07 Jul Do you look at historical context when reading historical scholars?
Do you look at historical context when reading historical scholars?
When relying on Islamic scholars/sources, especially from the distant past, do you stop to consider the cultural or historical biases when you’re studying or interpreting the information they provide? Or do you simply judge the views expressed in them based on how compatible they are with conventional interpretations of the Quran and Hadith? What do we do in the cases when it is not that simple? How does it work when we’re adapting them to modern situations,can antiquated concepts be discarded?
That is an interesting and difficult question. It’s really a “yes and no” sort of situation.
To a certain degree, it is “yes” because there are perceptions and assumptions that the historical Islamic scholars provide. Their perception of the duties of a government or what constituted “violence” is very different towards our’s. The way that Shariah dealt with murder, for instance, was as a tort, an offense that causes the individual harm, but not necessarily an offense against the State. What this functionally meant was that the judge (Qadi) would not issue a sentence, his job was to determine guilt or innocence, and while the Qadi may recommend to the family what sentence to inflict upon the guilty party, the family are the ones who determine this.
This is very different towards our understanding of the law, how it works, and what are the confines of several assumptions that we have in our worldviews.
On the other hand, it is also “no” because people have not changed, we still are subject towards being treated poorly by others, slandered, we can be victims of theft, and so on and so forth.

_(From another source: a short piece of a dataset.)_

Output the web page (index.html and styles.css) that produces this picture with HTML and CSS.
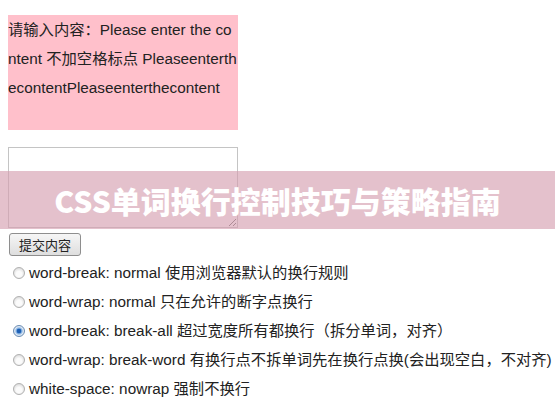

The means might change, we may be slandered via text message or have money stolen electronically, but ultimately, our human experience is not actually different to those before us.
What we must consider is that the assumptions of their society, in which their similar experiences (to our own) occur, is what creates the differences of context and therefore what we must account for emerges when we are trying to understand their teachings relative towards our current situation.
I think when you account for their historical interests, then you can understand why they would argue for one thing and not another.
For instance, the State was much less powerful than the modern nation state. A powerful nation state can extract so much from its citizens in ways that the historical state could only dream of. Look at sales tax in America, for example, every time a sale occurs, the government charges a sales tax. Do you realize how difficult it is to enforce that?
I mean, take a country like India, where the government has difficulties in enforcing consumption taxes (like a sales tax, VAT, etc), as do many other nations, even if they are able to do this on some businesses, they are unable in many other cases. The point being that the strength in state institutions to collect sales taxes from businesses, as an example, was a level of power that neither the Ottomans or the Fatimids, or any historical empire for that matter, could ever conceive of.
So, from a legal perspective, there are new challenges in how we are to understand the historical procedures in light of our new technological context, rather than the idea that we are in this “constant state of change.” Theft is theft, slander is slander, etc the only difference is the modes in which these things happen.
There are new issues, such as abortion, for instance, but the overwhelming corpus of the Tradition deals with interpersonal relations, and so, the challenge we face is in being able to make the appropriate parallels between the contexts of the historical sources and our modern considerations and arrangements.
I hope this makes sense, and if anyone has anyone has any questions, please make sure to ask me, insha Allah, as these are the sorts of questions that I greatly prefer.
I pray this reaches you and your families in the best of health and Iman, insha Allah.